- _What is needed_
Extract, in full, the lines below, beginning at the first and ending with the line that contains "const columns = 'grid". Pictures do not belong in the copy.

===============

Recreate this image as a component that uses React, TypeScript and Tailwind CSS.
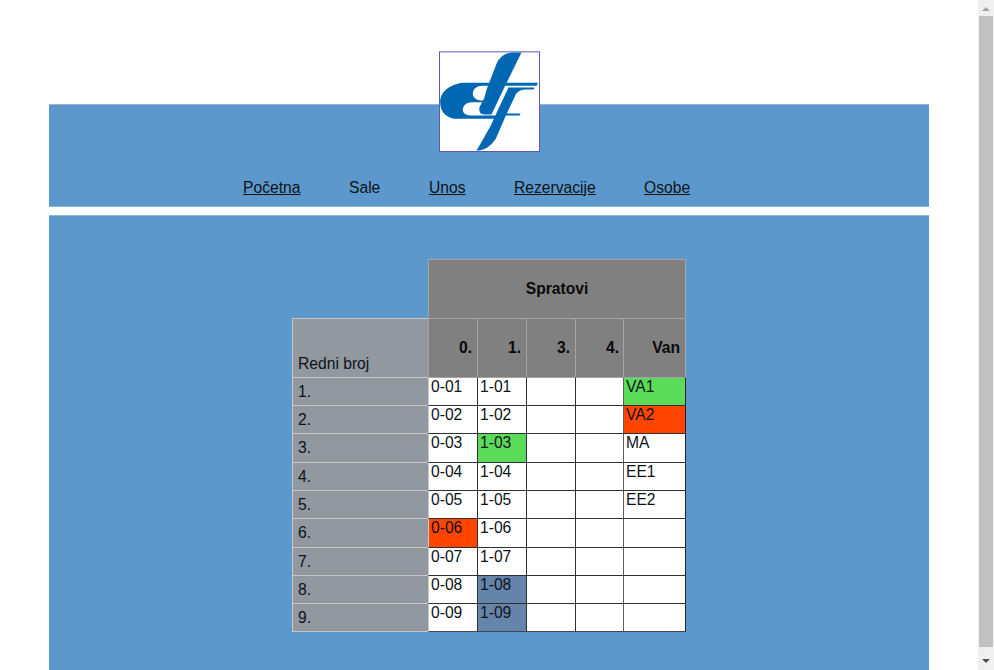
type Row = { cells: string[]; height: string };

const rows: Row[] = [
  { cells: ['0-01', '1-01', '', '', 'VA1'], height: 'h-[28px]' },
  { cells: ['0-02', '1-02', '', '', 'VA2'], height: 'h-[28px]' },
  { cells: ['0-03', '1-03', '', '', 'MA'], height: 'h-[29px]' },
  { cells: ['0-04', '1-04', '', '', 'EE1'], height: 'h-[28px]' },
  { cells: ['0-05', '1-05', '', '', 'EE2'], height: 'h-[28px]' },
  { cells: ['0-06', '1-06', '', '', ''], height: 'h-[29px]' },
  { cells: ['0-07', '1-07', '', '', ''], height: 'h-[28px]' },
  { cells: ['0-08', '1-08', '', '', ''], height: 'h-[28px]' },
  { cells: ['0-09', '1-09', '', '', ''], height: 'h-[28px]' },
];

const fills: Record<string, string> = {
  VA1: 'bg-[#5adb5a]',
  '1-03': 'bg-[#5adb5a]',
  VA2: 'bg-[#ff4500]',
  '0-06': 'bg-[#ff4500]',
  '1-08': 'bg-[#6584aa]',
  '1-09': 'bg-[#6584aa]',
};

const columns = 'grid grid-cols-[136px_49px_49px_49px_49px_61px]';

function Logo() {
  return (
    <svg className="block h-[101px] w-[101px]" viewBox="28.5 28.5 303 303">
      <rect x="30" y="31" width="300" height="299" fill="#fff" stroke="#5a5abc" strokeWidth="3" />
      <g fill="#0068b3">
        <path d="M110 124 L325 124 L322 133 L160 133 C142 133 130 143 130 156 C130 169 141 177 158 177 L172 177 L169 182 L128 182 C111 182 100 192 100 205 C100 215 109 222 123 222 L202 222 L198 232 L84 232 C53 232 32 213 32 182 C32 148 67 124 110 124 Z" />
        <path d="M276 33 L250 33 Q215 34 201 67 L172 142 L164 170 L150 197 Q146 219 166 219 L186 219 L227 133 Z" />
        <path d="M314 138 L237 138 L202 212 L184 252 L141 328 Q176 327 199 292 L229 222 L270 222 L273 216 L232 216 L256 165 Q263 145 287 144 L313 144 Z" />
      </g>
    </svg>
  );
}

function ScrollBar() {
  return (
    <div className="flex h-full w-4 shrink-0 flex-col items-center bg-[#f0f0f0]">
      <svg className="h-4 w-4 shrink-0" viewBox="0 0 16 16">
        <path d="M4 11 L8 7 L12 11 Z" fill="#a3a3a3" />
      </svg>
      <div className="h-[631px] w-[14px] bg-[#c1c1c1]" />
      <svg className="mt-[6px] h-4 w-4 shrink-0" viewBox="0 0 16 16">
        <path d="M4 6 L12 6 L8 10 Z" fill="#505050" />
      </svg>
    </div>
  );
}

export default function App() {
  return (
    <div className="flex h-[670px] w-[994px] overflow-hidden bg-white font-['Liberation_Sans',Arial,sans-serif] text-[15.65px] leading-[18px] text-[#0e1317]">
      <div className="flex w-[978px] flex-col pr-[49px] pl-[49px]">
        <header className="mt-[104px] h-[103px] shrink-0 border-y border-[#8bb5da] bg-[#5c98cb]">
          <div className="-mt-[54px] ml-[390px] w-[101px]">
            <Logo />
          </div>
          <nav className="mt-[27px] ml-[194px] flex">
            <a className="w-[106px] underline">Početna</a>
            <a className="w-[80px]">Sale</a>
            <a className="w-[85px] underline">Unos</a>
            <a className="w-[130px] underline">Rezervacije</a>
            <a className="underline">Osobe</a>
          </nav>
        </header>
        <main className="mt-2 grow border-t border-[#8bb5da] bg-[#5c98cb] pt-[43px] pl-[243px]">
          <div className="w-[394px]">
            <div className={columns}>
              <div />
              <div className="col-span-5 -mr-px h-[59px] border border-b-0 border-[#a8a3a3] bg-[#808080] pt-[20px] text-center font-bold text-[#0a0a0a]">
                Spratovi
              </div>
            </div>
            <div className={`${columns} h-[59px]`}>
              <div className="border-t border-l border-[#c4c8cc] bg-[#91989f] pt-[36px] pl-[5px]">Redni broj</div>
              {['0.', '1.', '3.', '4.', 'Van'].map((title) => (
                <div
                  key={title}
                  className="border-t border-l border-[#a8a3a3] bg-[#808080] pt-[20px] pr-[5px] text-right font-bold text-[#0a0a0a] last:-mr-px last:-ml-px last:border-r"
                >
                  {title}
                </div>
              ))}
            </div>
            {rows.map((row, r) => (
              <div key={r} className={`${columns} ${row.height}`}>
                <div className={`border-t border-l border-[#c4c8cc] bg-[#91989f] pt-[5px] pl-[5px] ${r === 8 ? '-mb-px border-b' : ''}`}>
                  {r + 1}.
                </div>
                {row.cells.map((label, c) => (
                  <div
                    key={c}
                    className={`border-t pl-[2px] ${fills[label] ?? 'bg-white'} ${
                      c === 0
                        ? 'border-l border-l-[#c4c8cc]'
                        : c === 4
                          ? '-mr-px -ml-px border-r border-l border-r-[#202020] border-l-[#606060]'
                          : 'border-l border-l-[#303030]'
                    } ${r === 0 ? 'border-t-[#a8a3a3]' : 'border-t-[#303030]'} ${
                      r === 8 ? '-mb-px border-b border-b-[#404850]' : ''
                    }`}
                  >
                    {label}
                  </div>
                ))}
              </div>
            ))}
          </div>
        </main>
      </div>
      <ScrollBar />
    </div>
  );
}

===============

- _Expected answer_
Recreate this image as a component that uses React, TypeScript and Tailwind CSS.
type Row = { cells: string[]; height: string };

const rows: Row[] = [
  { cells: ['0-01', '1-01', '', '', 'VA1'], height: 'h-[28px]' },
  { cells: ['0-02', '1-02', '', '', 'VA2'], height: 'h-[28px]' },
  { cells: ['0-03', '1-03', '', '', 'MA'], height: 'h-[29px]' },
  { cells: ['0-04', '1-04', '', '', 'EE1'], height: 'h-[28px]' },
  { cells: ['0-05', '1-05', '', '', 'EE2'], height: 'h-[28px]' },
  { cells: ['0-06', '1-06', '', '', ''], height: 'h-[29px]' },
  { cells: ['0-07', '1-07', '', '', ''], height: 'h-[28px]' },
  { cells: ['0-08', '1-08', '', '', ''], height: 'h-[28px]' },
  { cells: ['0-09', '1-09', '', '', ''], height: 'h-[28px]' },
];

const fills: Record<string, string> = {
  VA1: 'bg-[#5adb5a]',
  '1-03': 'bg-[#5adb5a]',
  VA2: 'bg-[#ff4500]',
  '0-06': 'bg-[#ff4500]',
  '1-08': 'bg-[#6584aa]',
  '1-09': 'bg-[#6584aa]',
};

const columns = 'grid grid-cols-[136px_49px_49px_49px_49px_61px]';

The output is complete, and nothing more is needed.